What you are asked to do: Search the data for the string "size" and extract every line where it appears.

Data shown:
....................

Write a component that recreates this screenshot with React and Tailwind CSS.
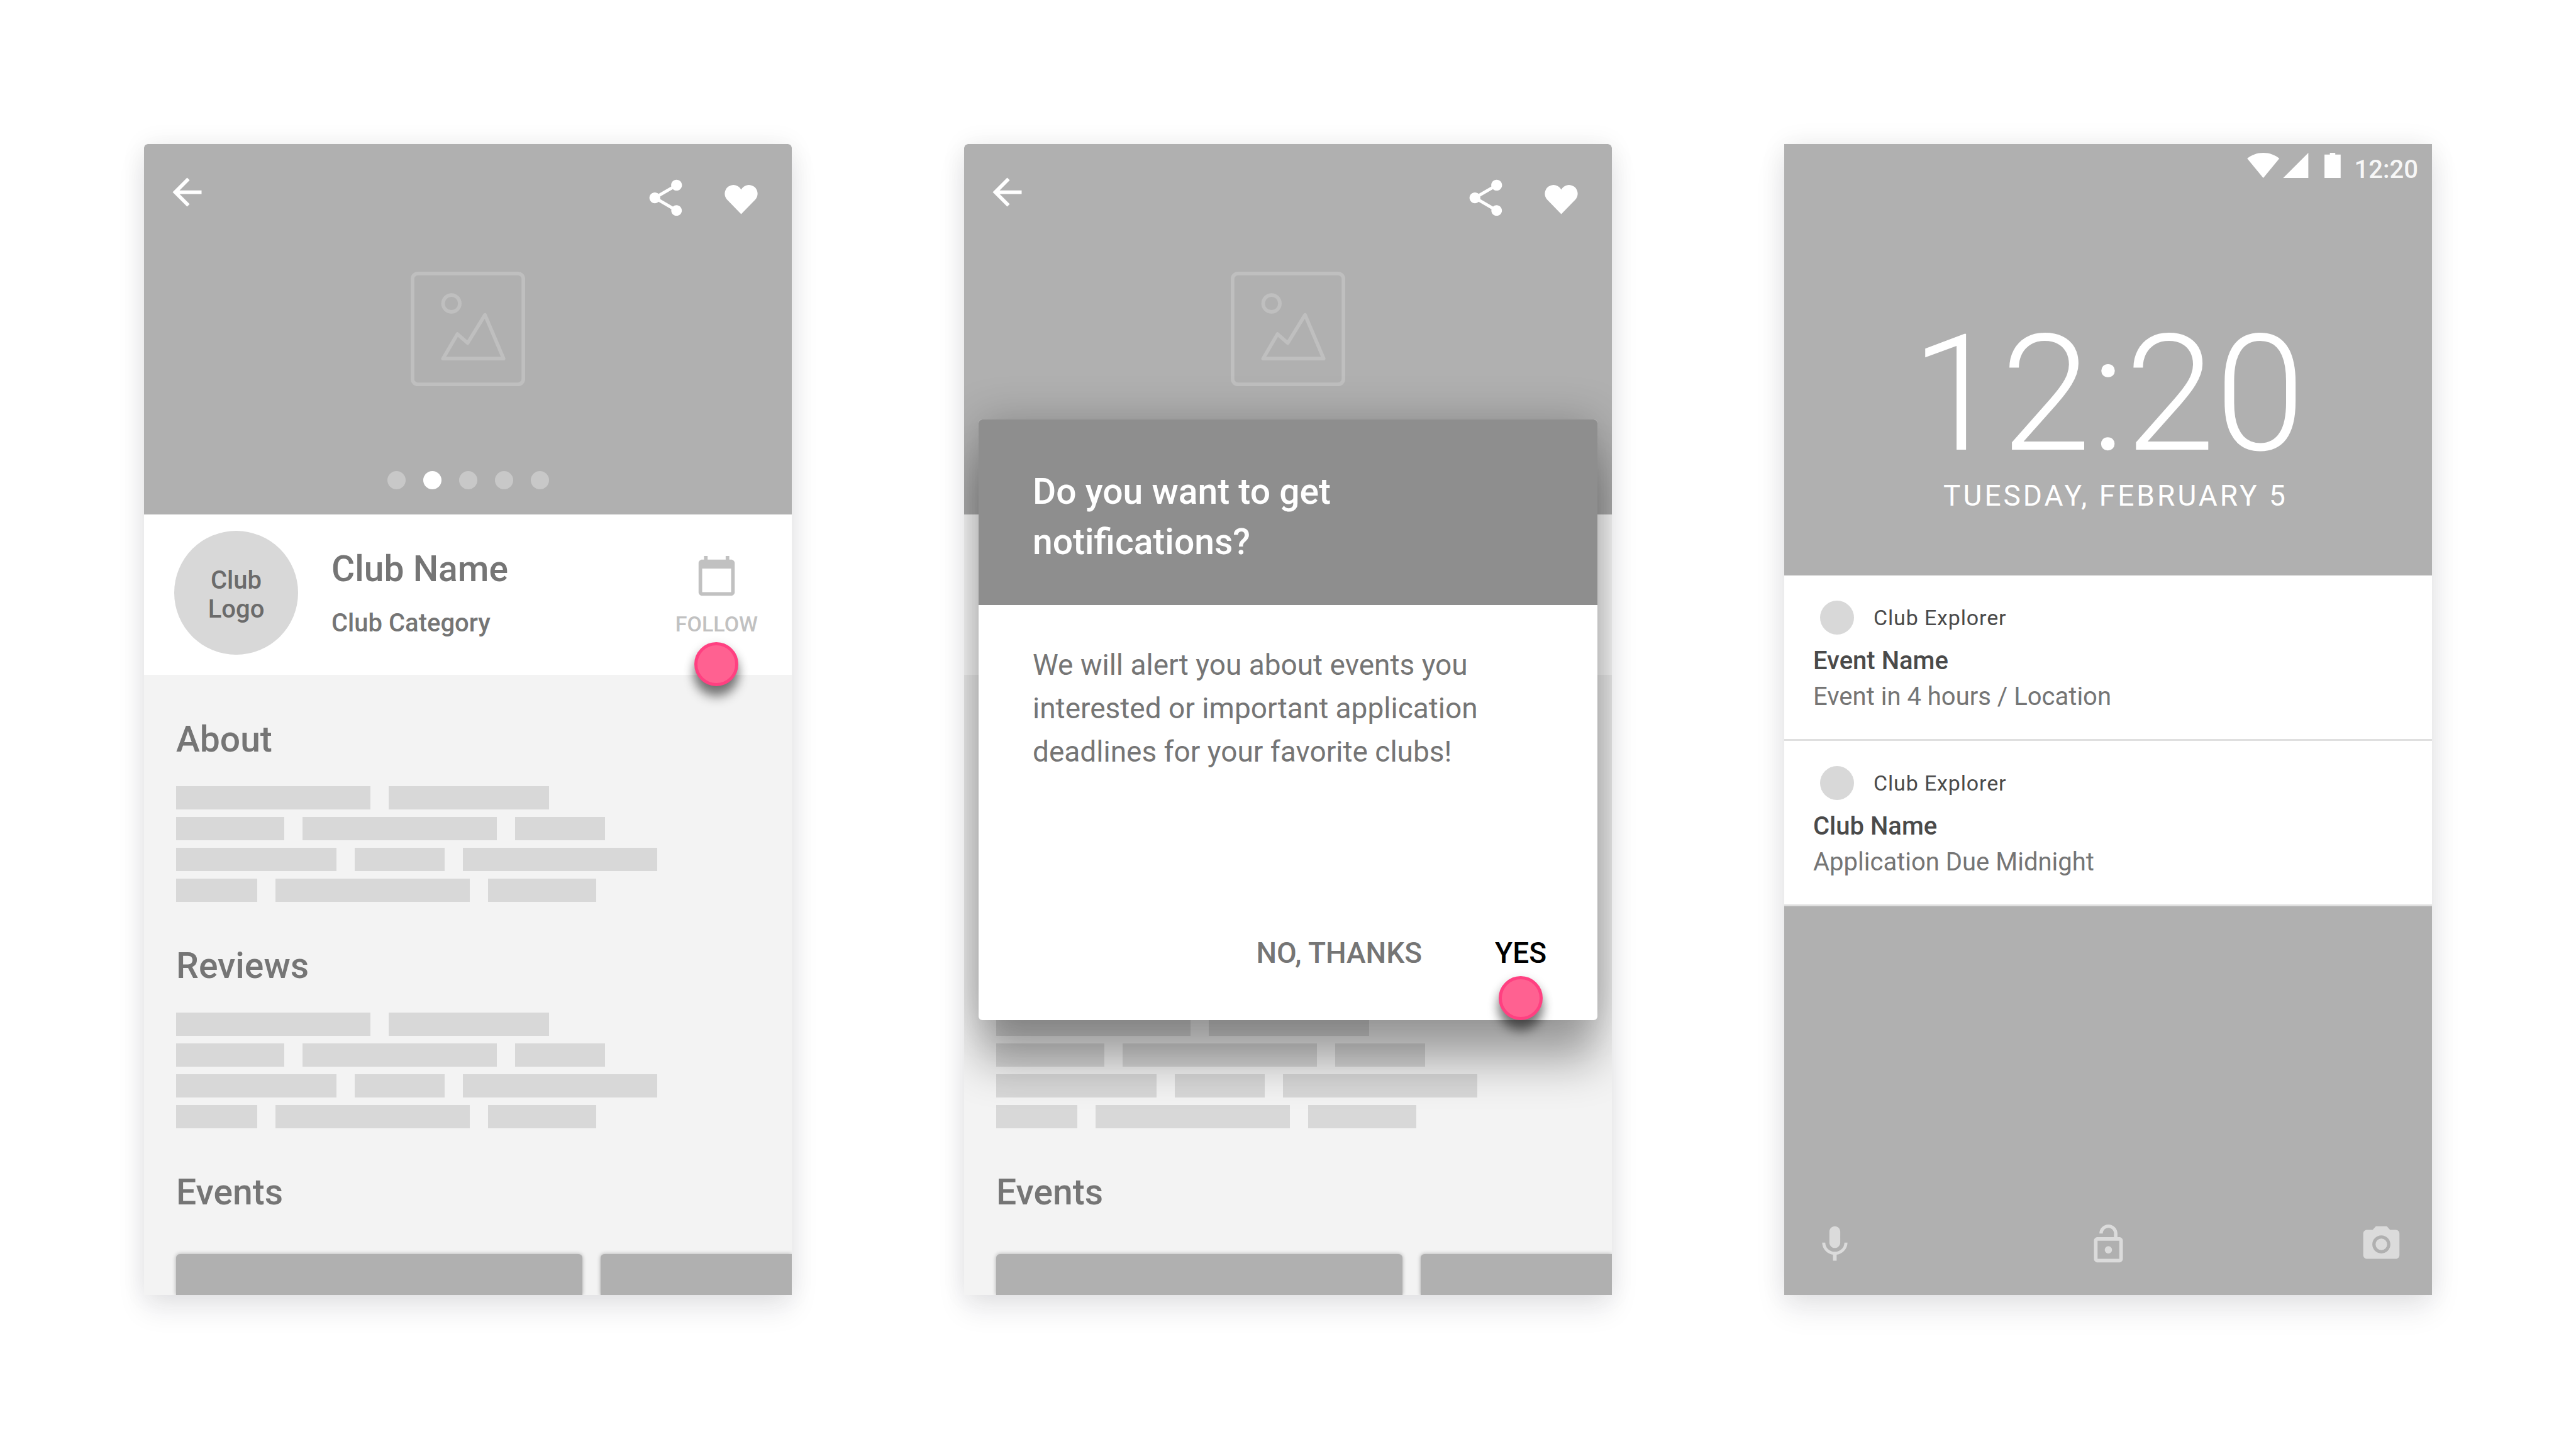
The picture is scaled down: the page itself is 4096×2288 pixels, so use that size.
const ICONS = {
  back: "M20 11H7.83l5.59-5.59L12 4l-8 8 8 8 1.41-1.41L7.83 13H20v-2z",
  share:
    "M18 16.08c-.76 0-1.44.3-1.96.77L8.91 12.7c.05-.23.09-.46.09-.7s-.04-.47-.09-.7l7.05-4.11c.54.5 1.25.81 2.04.81 1.66 0 3-1.34 3-3s-1.34-3-3-3-3 1.34-3 3c0 .24.04.47.09.7L8.04 9.81C7.5 9.31 6.79 9 6 9c-1.66 0-3 1.34-3 3s1.34 3 3 3c.79 0 1.5-.31 2.04-.81l7.12 4.16c-.05.21-.08.43-.08.65 0 1.61 1.31 2.92 2.92 2.92 1.61 0 2.92-1.31 2.92-2.92s-1.31-2.92-2.92-2.92z",
  heart: "M12 21L4.4 13.2A4.82 4.82 0 1 1 12 7.48A4.82 4.82 0 1 1 19.6 13.2Z",
  calendar:
    "M20 3h-1V1h-2v2H7V1H5v2H4c-1.1 0-2 .9-2 2v16c0 1.1.9 2 2 2h16c1.1 0 2-.9 2-2V5c0-1.1-.9-2-2-2zm0 18H4V8h16v13z",
  mic: "M12 14c1.66 0 2.99-1.34 2.99-3L15 5c0-1.66-1.34-3-3-3S9 3.34 9 5v6c0 1.66 1.34 3 3 3zm5.3-3c0 3-2.54 5.1-5.3 5.1S6.7 14 6.7 11H5c0 3.41 2.72 6.23 6 6.72V21h2v-3.28c3.28-.48 6-3.3 6-6.72h-1.7z",
  lockOpen:
    "M12 17c1.1 0 2-.9 2-2s-.9-2-2-2-2 .9-2 2 .9 2 2 2zm6-9h-1V6c0-2.76-2.24-5-5-5S7 3.24 7 6h1.9c0-1.71 1.39-3.1 3.1-3.1 1.71 0 3.1 1.39 3.1 3.1v2H6c-1.1 0-2 .9-2 2v10c0 1.1.9 2 2 2h12c1.1 0 2-.9 2-2V10c0-1.1-.9-2-2-2zm0 12H6V10h12v10z",
  camera:
    "M12 8.8a3.2 3.2 0 1 0 0 6.4a3.2 3.2 0 1 0 0-6.4zM9 2L7.17 4H4c-1.1 0-2 .9-2 2v12c0 1.1.9 2 2 2h16c1.1 0 2-.9 2-2V6c0-1.1-.9-2-2-2h-3.17L15 2H9zm3 15c-2.76 0-5-2.24-5-5s2.24-5 5-5 5 2.24 5 5-2.24 5-5 5z",
};

function Icon({ name }) {
  return (
    <svg viewBox="0 0 24 24" className="block size-[69px] fill-current" aria-hidden="true">
      <path d={ICONS[name]} />
    </svg>
  );
}

function IconButton({ name, label }) {
  return (
    <button type="button" aria-label={label}>
      <Icon name={name} />
    </button>
  );
}

function Phone({ children, className }) {
  return (
    <section
      className={`relative min-w-0 shadow-[0_23px_46px_rgba(20,25,45,0.09),0_0_40px_rgba(0,0,0,0.07)] ${className}`}
    >
      {children}
    </section>
  );
}

/* Circle that marks where the user taps. */
function TapMarker() {
  return (
    <span className="absolute top-full left-1/2 size-[70px] -translate-x-1/2 rounded-full border-[5px] border-[#ff4081] bg-[#ff6191] shadow-[0_17px_17px_rgba(0,0,0,0.45),0_6px_17px_rgba(0,0,0,0.2)]" />
  );
}

function Placeholder() {
  return (
    <svg viewBox="0 0 191 191" className="size-[182px] fill-none stroke-[#bfbfbf]" strokeWidth="6" strokeLinejoin="round" aria-hidden="true">
      <rect x="3" y="3" width="185" height="185" rx="9" />
      <circle cx="68" cy="53" r="14" />
      <path d="M54 145H155L124 72L95 119L78 104Z" />
    </svg>
  );
}

const DOTS = [false, true, false, false, false];

function Hero() {
  return (
    <header className="flex h-[589px] flex-col items-center rounded-t-[6px] bg-[#b0b0b0] pb-10 text-white">
      <div className="mb-[83px] flex w-full items-start justify-between pt-[42px] pr-[46px] pl-[34px]">
        <IconButton name="back" label="Back" />
        <div className="flex gap-[51px] pt-[9px]">
          <IconButton name="share" label="Share" />
          <IconButton name="heart" label="Favorite" />
        </div>
      </div>
      <Placeholder />
      <div className="mt-auto flex gap-7">
        {DOTS.map((on, i) => (
          <span key={i} className={`size-[29px] rounded-full ${on ? "bg-white" : "bg-[#c8c8c8]"}`} />
        ))}
      </div>
    </header>
  );
}

function ClubHeader({ marker }) {
  return (
    <div className="relative z-10 flex items-start bg-white pt-[26px] pr-[54px] pb-8 pl-12 font-medium">
      <div className="flex size-[197px] shrink-0 items-center justify-center rounded-full bg-[#d8d8d8] pt-[6px] text-center text-[40px] leading-[46px] text-[#6b6b6b]">
        Club
        <br />
        Logo
      </div>
      <div className="min-w-0 flex-1 pt-[27px] pl-[53px] text-[#757575]">
        <h1 className="text-[57px] leading-[68px]">Club Name</h1>
        <p className="pt-7 text-[40px] leading-[48px]">Club Category</p>
      </div>
      <button type="button" className="relative mt-[37px] flex flex-col items-center gap-[22px] pb-[9px] text-[34px] leading-[40px] text-[#c1c1c1]">
        <Icon name="calendar" />
        FOLLOW
        {marker && <TapMarker />}
      </button>
    </div>
  );
}

const BAR_ROWS = [
  ["w-[309px]", "w-[255px]"],
  ["w-[172px]", "w-[309px]", "w-[143px]"],
  ["w-[255px]", "w-[143px]", "w-[309px]"],
  ["w-[129px]", "w-[309px]", "w-[172px]"],
];

function TextBars() {
  return (
    <div className="flex flex-col gap-3 pt-10">
      {BAR_ROWS.map((row, i) => (
        <div key={i} className="flex gap-[29px]">
          {row.map((w, j) => (
            <span key={j} className={`h-[37px] bg-[#d8d8d8] ${w}`} />
          ))}
        </div>
      ))}
    </div>
  );
}

function Heading({ children }) {
  return <h2 className="text-[57px] leading-[68px] font-medium text-[#757575]">{children}</h2>;
}

function ClubPage({ marker }) {
  return (
    <div className="flex h-full flex-col overflow-hidden rounded-t-[6px] bg-[#f3f3f3]">
      <Hero />
      <ClubHeader marker={marker} />
      <div className="flex min-h-0 flex-1 flex-col gap-[68px] pt-[69px] pl-[51px]">
        <div>
          <Heading>About</Heading>
          <TextBars />
        </div>
        <div>
          <Heading>Reviews</Heading>
          <TextBars />
        </div>
        <div className="flex min-h-0 flex-1 flex-col">
          <Heading>Events</Heading>
          <div className="mt-16 flex flex-1 gap-[29px]">
            <div className="w-[646px] shrink-0 rounded-t-[6px] bg-[#b0b0b0] shadow-[0_0_6px_rgba(0,0,0,0.3)]" />
            <div className="flex-1 rounded-tl-[6px] bg-[#b0b0b0] shadow-[0_0_6px_rgba(0,0,0,0.3)]" />
          </div>
        </div>
      </div>
    </div>
  );
}

function Dialog() {
  return (
    <div
      role="dialog"
      aria-labelledby="dialog-title"
      className="absolute inset-x-[23px] top-[438px] z-20 flex h-[955px] flex-col rounded-[6px] bg-white shadow-[0_69px_69px_rgba(0,0,0,0.3),0_0_69px_rgba(0,0,0,0.22)]"
    >
      <h2
        id="dialog-title"
        className="rounded-t-[6px] bg-[#8e8e8e] pt-[75px] pr-[380px] pb-[60px] pl-[86px] text-[57px] leading-[80px] font-medium text-white"
      >
        Do you want to get notifications?
      </h2>
      <p className="flex-1 pt-[61px] pr-[160px] pl-[86px] text-[46px] leading-[69px] text-[#757575]">
        We will alert you about events you interested or important application deadlines for your favorite clubs!
      </p>
      <div className="flex justify-end gap-[116px] pr-[81px] pb-[70px] text-[46px] leading-[54px] font-medium">
        <button type="button" className="pb-[10px] text-[#757575]">NO, THANKS</button>
        <button type="button" className="relative pb-[10px] text-black">
          YES
          <TapMarker />
        </button>
      </div>
    </div>
  );
}

function Notification({ title, detail }) {
  return (
    <li className="border-b-[3px] border-[#dfdfdf] bg-white pt-10 pb-[39px] pl-[46px]">
      <div className="flex items-center gap-[31px] pl-[11px] text-[34px] leading-[40px] tracking-wide text-[#4a4a4a]">
        <span className="size-[54px] rounded-full bg-[#d8d8d8]" />
        Club Explorer
      </div>
      <h3 className="pt-[13px] text-[40px] leading-[57px] font-medium text-[#4a4a4a]">{title}</h3>
      <p className="text-[40px] leading-[57px] text-[#757575]">{detail}</p>
    </li>
  );
}

function LockScreen() {
  return (
    <div className="flex h-full flex-col bg-[#b0b0b0] text-white">
      <div className="flex h-[54px] items-end justify-end pr-[22px]">
        <svg viewBox="0 0 156 42" className="mr-[22px] h-[40px] w-[149px] fill-white" aria-hidden="true">
          <path d="M0 9.5C7 3.5 16.5 0 26.8 0S46.6 3.5 53.6 9.5L26.8 42z" />
          <path d="M102 0V42H60z" />
          <path d="M138 0h9v3h9v39h-27V3h9z" />
        </svg>
        <span className="-mb-[10px] text-[40px] leading-[46px] font-medium text-[#f7f7f7]">12:20</span>
      </div>
      <div className="flex h-[632px] flex-col items-center">
        <time className="pt-[210px] text-[258px] leading-[268px] font-light">12:20</time>
        <p className="pl-6 text-[46px] leading-[54px] tracking-[4px]">TUESDAY, FEBRUARY 5</p>
      </div>
      <ul>
        <Notification title="Event Name" detail="Event in 4 hours / Location" />
        <Notification title="Club Name" detail="Application Due Midnight" />
      </ul>
      <div className="mt-auto flex justify-between p-[46px] text-[#dbdbdb]">
        <IconButton name="mic" label="Voice search" />
        <IconButton name="lockOpen" label="Unlock" />
        <IconButton name="camera" label="Camera" />
      </div>
    </div>
  );
}

export default function App() {
  return (
    <main className="grid min-h-screen grid-cols-3 gap-[274px] bg-white p-[229px] font-[Roboto,sans-serif]">
      <Phone className="rounded-t-[6px]">
        <ClubPage marker />
      </Phone>
      <Phone className="overflow-hidden rounded-t-[6px]">
        <ClubPage />
        <Dialog />
      </Phone>
      <Phone className="">
        <LockScreen />
      </Phone>
    </main>
  );
}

....................

Result of the task:
The picture is scaled down: the page itself is 4096×2288 pixels, so use that size.
    <svg viewBox="0 0 24 24" className="block size-[69px] fill-current" aria-hidden="true">
    <span className="absolute top-full left-1/2 size-[70px] -translate-x-1/2 rounded-full border-[5px] border-[#ff4081] bg-[#ff6191] shadow-[0_17px_17px_rgba(0,0,0,0.45),0_6px_17px_rgba(0,0,0,0.2)]" />
    <svg viewBox="0 0 191 191" className="size-[182px] fill-none stroke-[#bfbfbf]" strokeWidth="6" strokeLinejoin="round" aria-hidden="true">
          <span key={i} className={`size-[29px] rounded-full ${on ? "bg-white" : "bg-[#c8c8c8]"}`} />
      <div className="flex size-[197px] shrink-0 items-center justify-center rounded-full bg-[#d8d8d8] pt-[6px] text-center text-[40px] leading-[46px] text-[#6b6b6b]">
        <span className="size-[54px] rounded-full bg-[#d8d8d8]" />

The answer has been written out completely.